A potential V(x) higher than the particle's energy E over a finite region. Classical particles bounce; quantum particles partly transmit (tunnel) and partly reflect.

appears in sandbox/1d

Bloch sphere

The unit sphere on which every spin-½ pure state sits. The poles are |↑⟩ and |↓⟩; the equator carries the equal superpositions with varying phase.

appears in sandbox/spin

Bohr radius

a₀ ≈ 0.529 Å. The natural length scale of atomic physics — and the peak of the hydrogenic 1s radial probability density.

appears in viewer

Born rule

|ψ(x)|² is the probability density for position; |⟨φ|ψ⟩|² is the probability of observing the system in state |φ⟩. The interpretive bridge between the Schrödinger equation and what a detector clicks.

appears in sandbox/2d · sandbox/spin

C

↑ top
collapse

The post-measurement reduction of ψ to the eigenvector matching the outcome. Whether this is a real physical process or a bookkeeping update is the heart of the interpretation debate.

appears in sandbox/spin

commutator

[Â, B̂] = ÂB̂ − B̂Â. Zero iff the operators share a common eigenbasis (simultaneously measurable); nonzero forces an uncertainty relation.

D

↑ top
density

Volumetric front-to-back composite of |ψ|² along each ray. Brighter = higher probability density. Soft and cloud-like.

appears in viewer

Dirac notation

Bra-ket shorthand: |ψ⟩ is a state vector (ket), ⟨φ| its dual (bra), ⟨φ|ψ⟩ their inner product, |ψ⟩⟨φ| an outer-product operator.

double well

Two attractive basins separated by a barrier. The ground state splits into a symmetric/antisymmetric pair — the prototype for tunneling, ammonia inversion, and the qubit.

appears in sandbox/1d

E

↑ top
eigenstate

A state for which an operator returns the same state times a number — like ψ_nlm for the hydrogen Hamiltonian, which always returns its eigenenergy E_n.

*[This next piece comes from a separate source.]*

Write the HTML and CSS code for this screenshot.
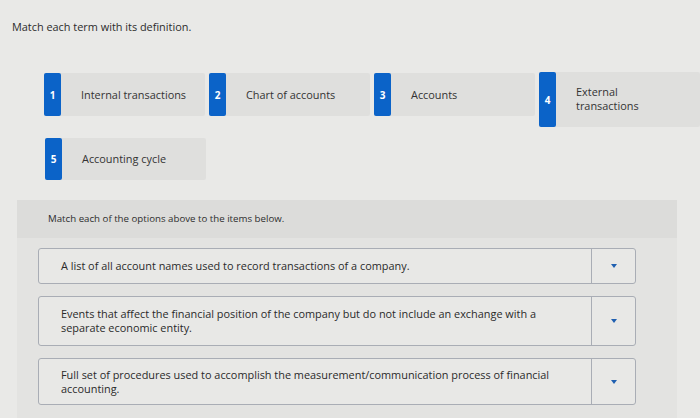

appears in viewer · sandbox/1d

entanglement

A multi-particle state that can't be written as a product |ψ_A⟩ ⊗ |ψ_B⟩. Measurements on the parts are correlated in ways no local hidden-variable theory reproduces.

expectation value

⟨A⟩ — the statistical mean of operator A measured on a state. For ⟨r⟩ in a hydrogenic ψ_nlm: (n²/Z)·(1 + ½·(1 − ℓ(ℓ+1)/n²)) Bohr.

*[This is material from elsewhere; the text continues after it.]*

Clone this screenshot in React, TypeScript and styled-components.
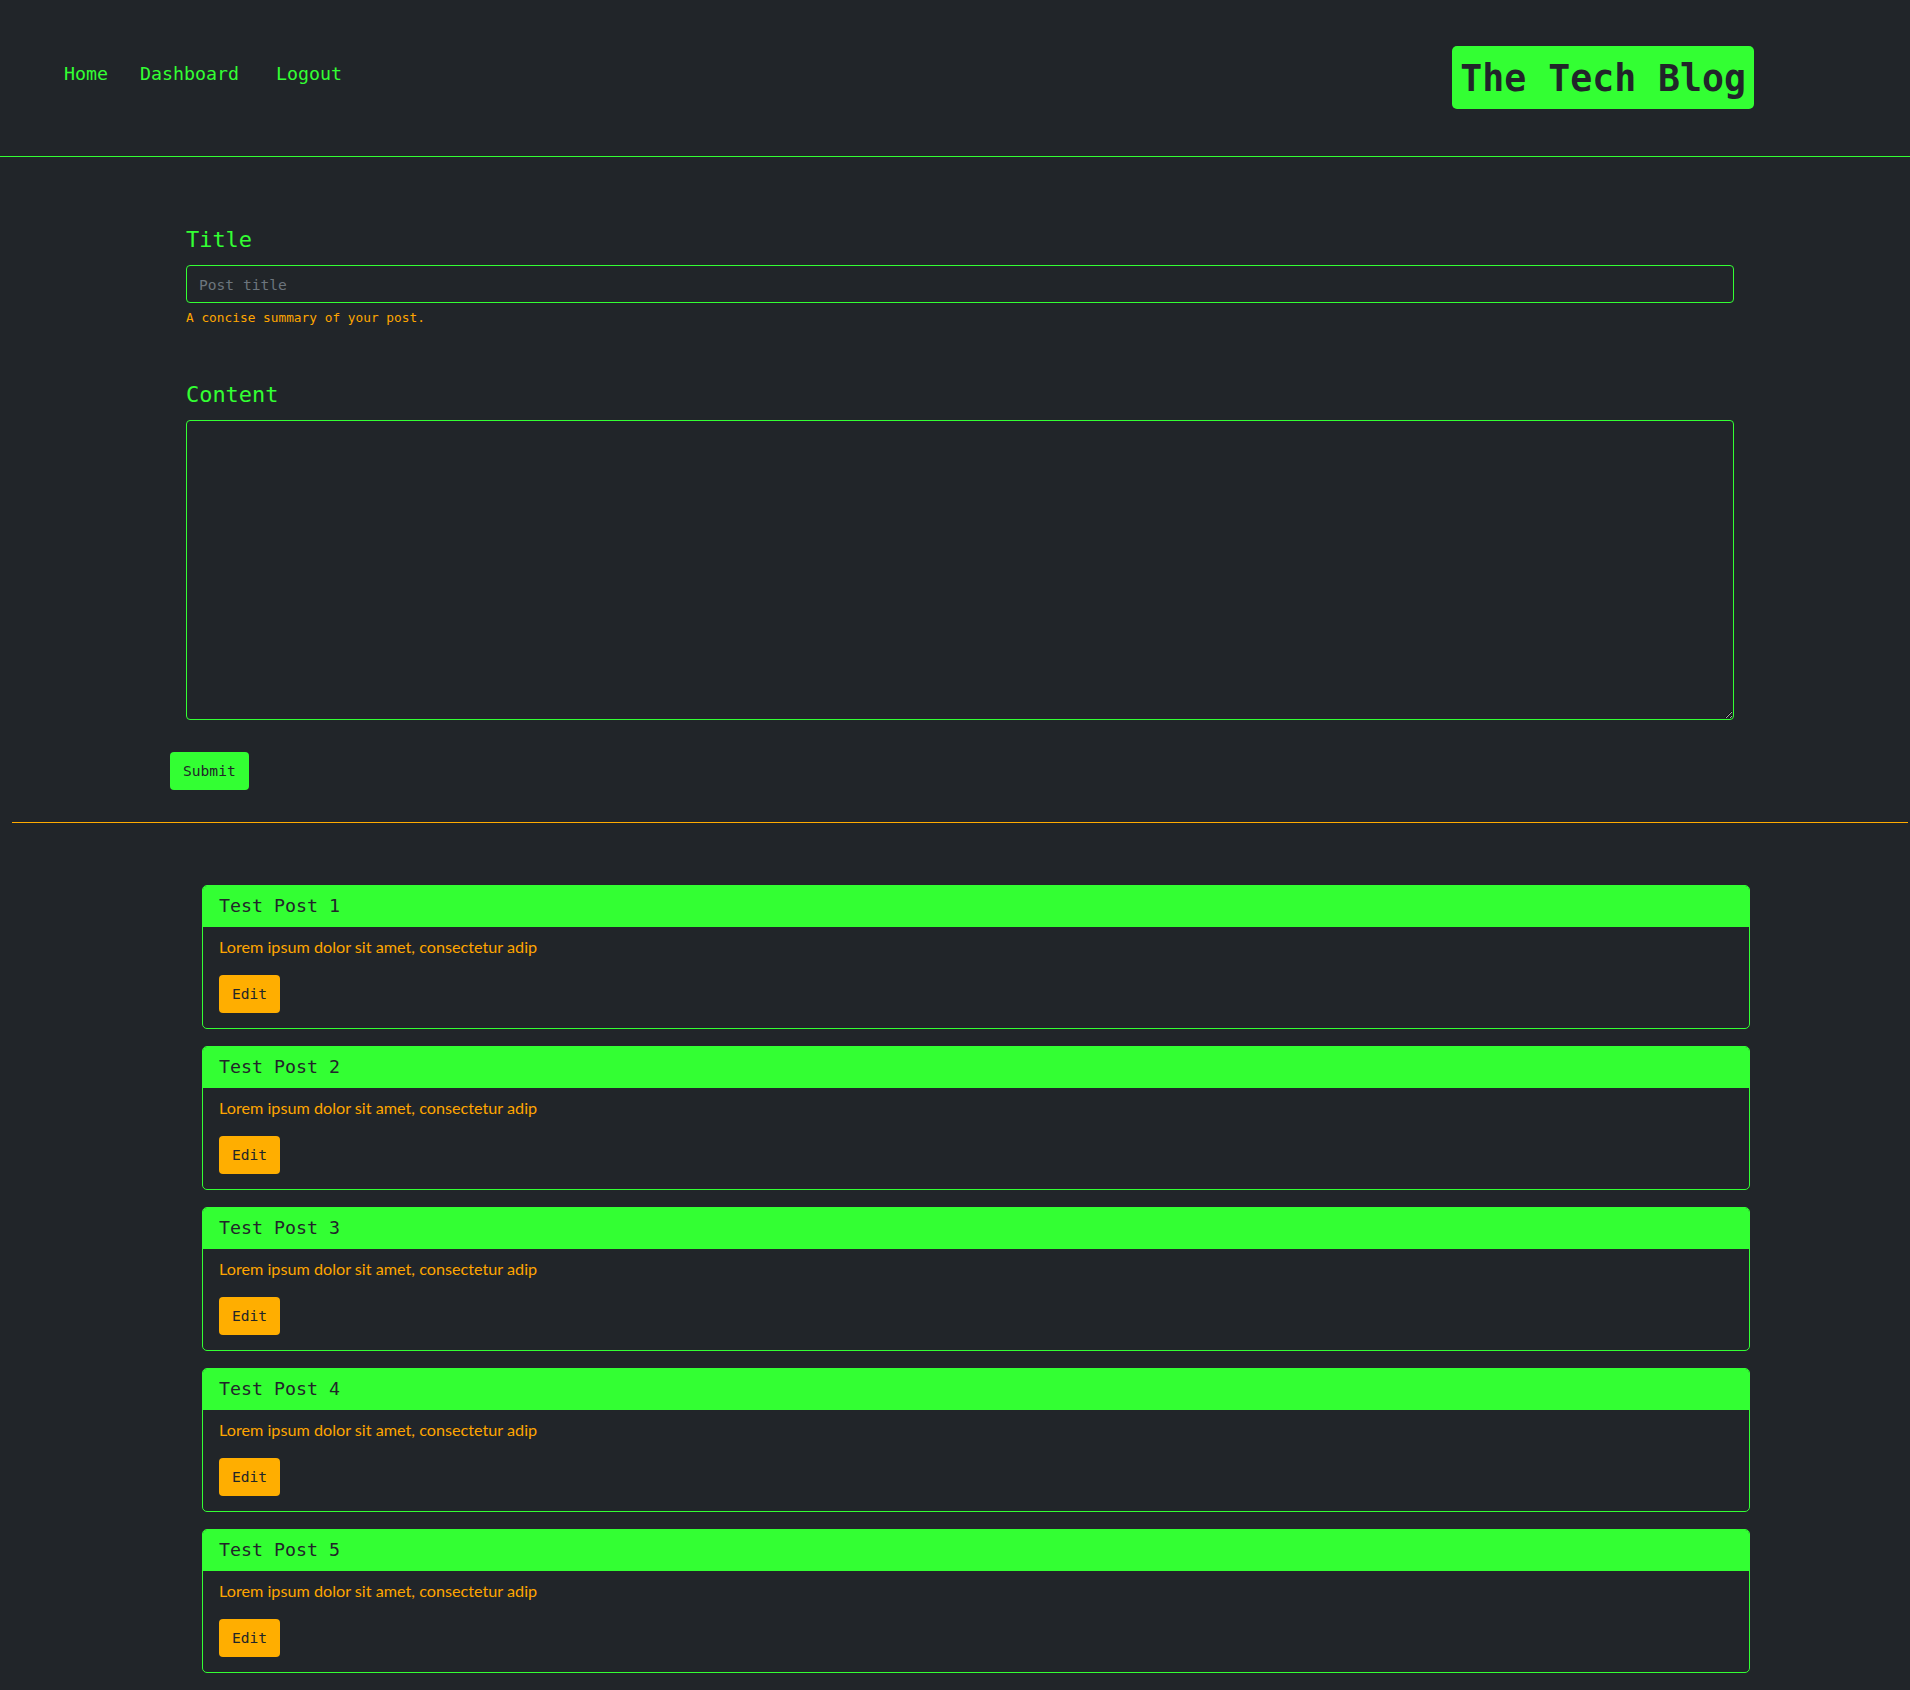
import React from "react";
import styled, { createGlobalStyle } from "styled-components";

const GREEN = "#33ff33";
const ORANGE = "#ffa500";
const BTN_ORANGE = "#ffae00";
const DARK = "#212529";
const MONO = `"DejaVu Sans Mono", "Liberation Mono", monospace`;

const GlobalStyle = createGlobalStyle`
  html, body {
    margin: 0;
    padding: 0;
    background: ${DARK};
  }
  body {
    font-family: ${MONO};
    color: ${GREEN};
  }
  * { box-sizing: border-box; }
`;

const Page = styled.div`
  background: ${DARK};
  padding-bottom: 16px;
`;

const Header = styled.header`
  height: 157px;
  display: flex;
  align-items: flex-start;
  border-bottom: 1px solid ${GREEN};
`;

const Nav = styled.nav`
  display: flex;
  align-items: center;
  margin-top: 62px;
  margin-left: 64px;
`;

const NavLink = styled.a<{ $gap: number }>`
  margin-left: ${(p) => p.$gap}px;
  font-family: ${MONO};
  font-size: 18.27px;
  line-height: 24px;
  color: ${GREEN};
  text-decoration: none;
  cursor: pointer;
`;

const Logo = styled.h1`
  margin: 46px 156px 0 auto;
  padding: 8px 8px 5px;
  background: ${GREEN};
  color: ${DARK};
  border-radius: 5px;
  font-family: ${MONO};
  font-weight: 700;
  font-size: 36.5px;
  line-height: 50px;
  white-space: nowrap;
`;

const FormSection = styled.form`
  padding: 68px 0 0 170px;
  display: flex;
  flex-direction: column;
  align-items: flex-start;
`;

const FieldGroup = styled.div<{ $mb: number }>`
  width: 1564px;
  padding-left: 16px;
  margin-bottom: ${(p) => p.$mb}px;
  display: flex;
  flex-direction: column;
`;

const Label = styled.label`
  font-family: ${MONO};
  font-size: 21.93px;
  line-height: 29px;
  color: ${GREEN};
  margin-bottom: 11px;
`;

const TextInput = styled.input`
  width: 1548px;
  height: 38px;
  padding: 0 12px;
  background: transparent;
  border: 1px solid ${GREEN};
  border-radius: 4px;
  font-family: ${MONO};
  font-size: 14.6px;
  color: #dee2e6;
  outline: none;
  &::placeholder {
    color: #6c757d;
  }
`;

const HelpText = styled.small`
  margin-top: 4px;
  font-family: ${MONO};
  font-size: 12.8px;
  line-height: 21px;
  color: ${ORANGE};
`;

const TextArea = styled.textarea`
  width: 1548px;
  height: 300px;
  padding: 6px 12px;
  background: transparent;
  border: 1px solid ${GREEN};
  border-radius: 4px;
  font-family: ${MONO};
  font-size: 14.6px;
  color: #dee2e6;
  outline: none;
  resize: vertical;
`;

const Button = styled.button<{ $bg: string }>`
  height: 38px;
  padding: 0 13px;
  border: none;
  border-radius: 4px;
  background: ${(p) => p.$bg};
  color: ${DARK};
  font-family: ${MONO};
  font-size: 14.6px;
  line-height: 24px;
  cursor: pointer;
`;

const Divider = styled.hr`
  margin: 32px 2px 0 12px;
  border: none;
  border-top: 1px solid #ffab00;
  height: 0;
`;

const PostList = styled.section`
  margin: 62px 0 0 202px;
  width: 1548px;
  display: flex;
  flex-direction: column;
  gap: 17px;
`;

const Card = styled.article`
  border: 1px solid ${GREEN};
  border-radius: 5px;
  overflow: hidden;
`;

const CardHeader = styled.h5`
  margin: 0;
  height: 41px;
  padding: 8px 16px;
  background: ${GREEN};
  border-bottom: 1px solid ${GREEN};
  color: ${DARK};
  font-family: ${MONO};
  font-weight: 400;
  font-size: 18.27px;
  line-height: 24px;
`;

const CardBody = styled.div`
  padding: 8px 16px 15px;
  display: flex;
  flex-direction: column;
  align-items: flex-start;
`;

const Excerpt = styled.p`
  margin: 0 0 16px;
  font-family: Lato, "Open Sans", sans-serif;
  font-size: 16.2px;
  line-height: 24px;
  color: ${ORANGE};
`;

const posts = [1, 2, 3, 4, 5].map((n) => ({
  id: n,
  title: `Test Post ${n}`,
  excerpt: "Lorem ipsum dolor sit amet, consectetur adip",
}));

export default function App() {
  return (
    <Page>
      <GlobalStyle />
      <Header>
        <Nav>
          <NavLink $gap={0}>Home</NavLink>
          <NavLink $gap={32}>Dashboard</NavLink>
          <NavLink $gap={37}>Logout</NavLink>
        </Nav>
        <Logo>The Tech Blog</Logo>
      </Header>

      <FormSection onSubmit={(e) => e.preventDefault()}>
        <FieldGroup $mb={52}>
          <Label htmlFor="title">Title</Label>
          <TextInput id="title" placeholder="Post title" />
          <HelpText>A concise summary of your post.</HelpText>
        </FieldGroup>
        <FieldGroup $mb={32}>
          <Label htmlFor="content">Content</Label>
          <TextArea id="content" />
        </FieldGroup>
        <Button type="submit" $bg={GREEN}>
          Submit
        </Button>
      </FormSection>

      <Divider />

      <PostList>
        {posts.map((p) => (
          <Card key={p.id}>
            <CardHeader>{p.title}</CardHeader>
            <CardBody>
              <Excerpt>{p.excerpt}</Excerpt>
              <Button $bg={BTN_ORANGE}>Edit</Button>
            </CardBody>
          </Card>
        ))}
      </PostList>
    </Page>
  );
}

appears in viewer · sandbox/spin

H

↑ top
Hamiltonian

Ĥ — the energy operator, kinetic plus potential: Ĥ = −(ℏ²/2m)∇² + V(x). Its eigenvalues are the allowed energies; diagonalising it solves the system.

appears in sandbox/1d

harmonic oscillator

V(x) = ½ m ω² x². Eigenenergies are evenly spaced, Eₙ = ℏω(n + ½); eigenfunctions are Hermite polynomials × Gaussian. The textbook potential because it solves cleanly.

appears in sandbox/1d

Hartree–Fock

A self-consistent mean-field method that handles electron-electron repulsion approximately. The screened-Z option in the viewer comes from a small HF run; see the about page.

appears in viewer · about

Hermitian operator

An operator equal to its own adjoint, † = Â. Eigenvalues are real and eigenvectors are orthogonal — exactly the structure observables need.

Hilbert space

The complex inner-product vector space in which state vectors live. For a single particle in 3D it's L²(ℝ³); for spin-½ it's just ℂ².

hydrogenic

A one-electron model atom: nucleus of charge Z, no electron-electron repulsion. Real multi-electron atoms differ via screening; here it's the baseline.

appears in viewer · about

I

↑ top
interference

Two probability amplitudes that share the same outcome add as complex numbers, so |a + b|² ≠ |a|² + |b|² in general — the source of double-slit fringes and quantum-walk patterns.

appears in sandbox/2d

isosurface

The 3-D surface where |ψ|² equals a chosen threshold — a 'skin' enclosing the region of high probability. Adjust the threshold to peel layers.

appears in viewer

L

↑ top
l

Angular-momentum quantum number ℓ. Sets the orbital's shape: ℓ=0 sphere (s), ℓ=1 dumbbell (p), ℓ=2 cloverleaf (d), ℓ=3 (f). Ranges 0 to n−1.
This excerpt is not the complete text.